The money granted the developer access to Mr Owen, the part-time Hog's Breath Cafe employee told the inquiry.

But it did not grant them approval for projects, he said.

Mr Hodges said campaign manager Hugh Thomson told him to bill local business Saddingtons for his work.

"To cover part of my costs," Mr Hodges said.

"That was the donor that was going to be paying."

Developers have been banned from making political donations
in NSW since 2009 but they can legally contribute to federal campaigns.

Tinkler has been lobbying for a coal terminal to be built in the Newcastle area.

The inquiry was also shown text messages and emails showing Buildev was slow to pay up, forcing Mr Owen to chase the money.

The latest round of corruption hearings had an immediate impact.

Shortly after counsel assisting Geoffrey Watson finished his
opening address on Wednesday, Mr Owen and former NSW government whip
Andrew Cornwell stood aside from the Liberal Party.

Dr Cornwell, a veterinarian, told the inquiry he accepted
$10,120 from property developer Hilton Grugeon in a sham deal for a
cheap, re-gifted painting and used the money to pay his tax.

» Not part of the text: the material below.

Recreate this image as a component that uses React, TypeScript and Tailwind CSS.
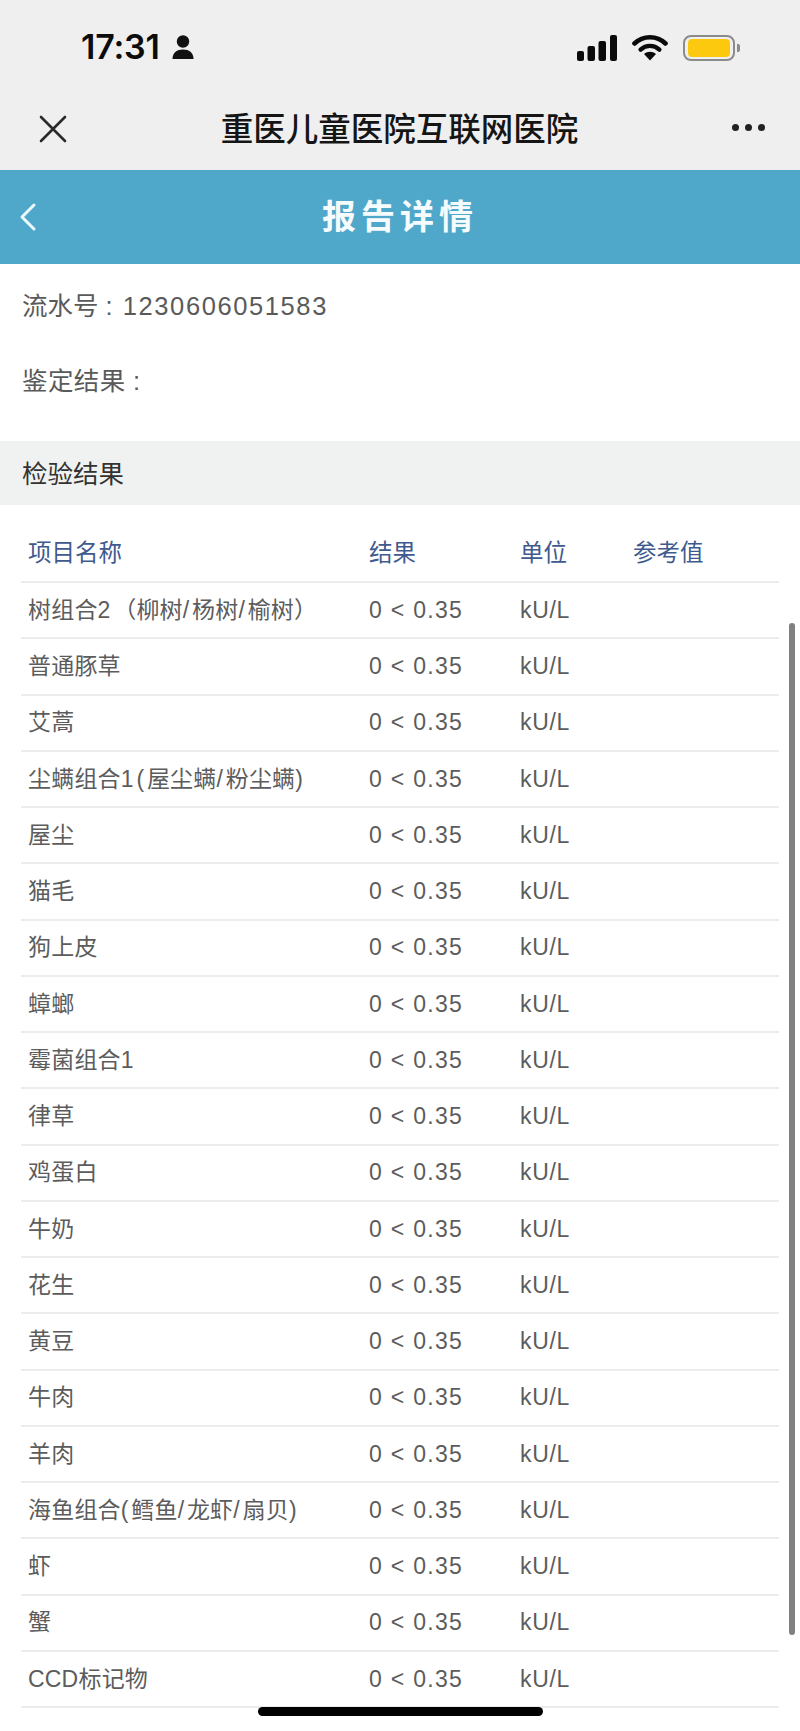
const rows = [
  "树组合2（柳树/杨树/榆树）",
  "普通豚草",
  "艾蒿",
  "尘螨组合1(屋尘螨/粉尘螨)",
  "屋尘",
  "猫毛",
  "狗上皮",
  "蟑螂",
  "霉菌组合1",
  "律草",
  "鸡蛋白",
  "牛奶",
  "花生",
  "黄豆",
  "牛肉",
  "羊肉",
  "海鱼组合(鳕鱼/龙虾/扇贝)",
  "虾",
  "蟹",
  "CCD标记物",
];

const sans = "font-['Liberation_Sans','Noto_Sans_CJK_SC',sans-serif]";

function Person() {
  return (
    <svg width="22" height="24" viewBox="0 0 22 24" fill="#111">
      <circle cx="11" cy="6.5" r="6.2" />
      <path d="M0.5 24 C0.5 17.5 5 14.5 11 14.5 C17 14.5 21.5 17.5 21.5 24 Z" />
    </svg>
  );
}

function Signal() {
  return (
    <svg width="42" height="26" viewBox="0 0 42 26" fill="#0a0a0a" className="mr-[-1px]">
      <rect x="1" y="16" width="7" height="10" rx="2" />
      <rect x="11.5" y="11" width="7.5" height="15" rx="2" />
      <rect x="22.5" y="6" width="7.5" height="20" rx="2" />
      <rect x="34" y="0" width="7" height="26" rx="2" />
    </svg>
  );
}

function Wifi() {
  return (
    <svg width="36" height="27" viewBox="0 0 36 27" fill="none">
      <path d="M2.5 9.5 C11 1.2 25 1.2 33.5 9.5" stroke="#0a0a0a" strokeWidth="4.6" strokeLinecap="round" />
      <path d="M8.6 15.6 C14 10.6 22 10.6 27.4 15.6" stroke="#0a0a0a" strokeWidth="4.4" strokeLinecap="round" />
      <path d="M12 20 C15.5 17 20.5 17 24 20 L18 26.5 Z" fill="#0a0a0a" />
    </svg>
  );
}

function Battery() {
  return (
    <div className="flex items-center gap-[2px]">
      <div className="flex h-[26px] w-[52px] items-center justify-center rounded-[8px] border-2 border-[#8b8b8e]">
        <div className="h-[18px] w-[42px] rounded-[4px] bg-[#fcc90f]" />
      </div>
      <div className="h-[8px] w-[3px] rounded-r-[2px] bg-[#8b8b8e]" />
    </div>
  );
}

function Name({ text }: { text: string }) {
  const parts = text.split(/([0-9()/]+)/);
  return (
    <>
      {parts.map((part, i) =>
        /^[0-9()/]+$/.test(part) ? (
          <span key={i} className="tracking-[2.8px]">
            {part}
          </span>
        ) : (
          <span key={i}>{part}</span>
        ),
      )}
    </>
  );
}

function Row({ name }: { name: string }) {
  return (
    <div className="flex h-[56.25px] items-center border-b-2 border-[#ececec] pl-[7px] text-[23px] text-[#5c5c5c]">
      <div className="w-[341px] whitespace-nowrap tracking-[0.2px]">
        <Name text={name} />
      </div>
      <div className="w-[151px] tracking-[1.3px]">0 &lt; 0.35</div>
      <div className="w-[113px] tracking-[0.7px]">kU/L</div>
    </div>
  );
}

export default function App() {
  return (
    <div className={`relative flex h-[1731px] w-[800px] flex-col overflow-hidden bg-white ${sans}`}>
      <header className="flex h-[170px] flex-col bg-[#efefef]">
        <div className="flex h-[95px] items-start justify-between pl-[81px] pr-[60px] pt-[34px]">
          <div className="flex items-center gap-[12px]">
            <span className="font-['Inter',sans-serif] text-[34px] leading-[26px] font-semibold tracking-[-0.2px] text-[#0c0c0c]">17:31</span>
            <Person />
          </div>
          <div className="flex items-center gap-[15px]">
            <Signal />
            <Wifi />
            <Battery />
          </div>
        </div>
        <div className="flex h-[75px] items-start justify-between pl-[39px] pr-[35px]">
          <svg width="28" height="28" viewBox="0 0 28 28" className="mt-[20px]" stroke="#2a2a2a" strokeWidth="2.6" strokeLinecap="round">
            <path d="M2 2 L26 26 M26 2 L2 26" />
          </svg>
          <div className="mt-[14px] text-[32.5px] leading-[36px] font-medium text-[#151515] font-['Noto_Sans_CJK_SC',sans-serif]">重医儿童医院互联网医院</div>
          <div className="mt-[29px] flex gap-[6px]">
            <span className="h-[7px] w-[7px] rounded-full bg-[#222]" />
            <span className="h-[7px] w-[7px] rounded-full bg-[#222]" />
            <span className="h-[7px] w-[7px] rounded-full bg-[#222]" />
          </div>
        </div>
      </header>

      <div className="relative flex h-[94px] items-center justify-center bg-[#4fa8ca] pb-[6px]">
        <svg width="20" height="30" viewBox="0 0 20 30" className="absolute left-[18px] top-[32px]" fill="none" stroke="#eef9fd" strokeWidth="3" strokeLinecap="round" strokeLinejoin="round">
          <path d="M16 3 L4 15 L16 27" />
        </svg>
        <div className="text-[34px] font-bold tracking-[5px] text-[#f6fbfd] font-['Noto_Sans_CJK_SC',sans-serif]">报告详情</div>
      </div>

      <div className="flex h-[177px] flex-col px-[22px] pt-[24px] text-[25.5px] leading-[36px] text-[#5a5a5a]">
        <div>
          流水号 : <span className="ml-[3px] tracking-[1.6px]">1230606051583</span>
        </div>
        <div className="mt-[39px] tracking-[0.4px]">鉴定结果 :</div>
      </div>

      <div className="flex h-[64px] items-center bg-[#f0f2f2] px-[22px] pt-[3px] text-[25.5px] text-[#333]">检验结果</div>

      <div className="flex flex-col px-[21px]">
        <div className="flex h-[78px] items-end border-b-2 border-[#ececec] pb-[10px] pl-[7px] text-[23.5px] leading-[36px] text-[#3f5a8e]">
          <div className="w-[341px]">项目名称</div>
          <div className="w-[151px]">结果</div>
          <div className="w-[113px]">单位</div>
          <div>参考值</div>
        </div>
        {rows.map((name) => (
          <Row key={name} name={name} />
        ))}
      </div>

      <div className="absolute left-[789px] top-[623px] h-[1012px] w-[6px] rounded-full bg-[#808080]" />
      <div className="absolute left-[258px] top-[1707px] h-[9px] w-[285px] rounded-full bg-black" />
    </div>
  );
}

Another $10,000, kept in a brown paper bag and allegedly
handed to Dr Cornwell by property developer and now Newcastle mayor Jeff
McCloy in the back of a Bentley in 2010, was eventually funnelled back
to the Liberal party.

On Friday, Dr Cornwell released a statement stating that he
would not be contesting next year's election and was taking leave from
his parliamentary duties.

Mr Owen is due to give evidence on Monday.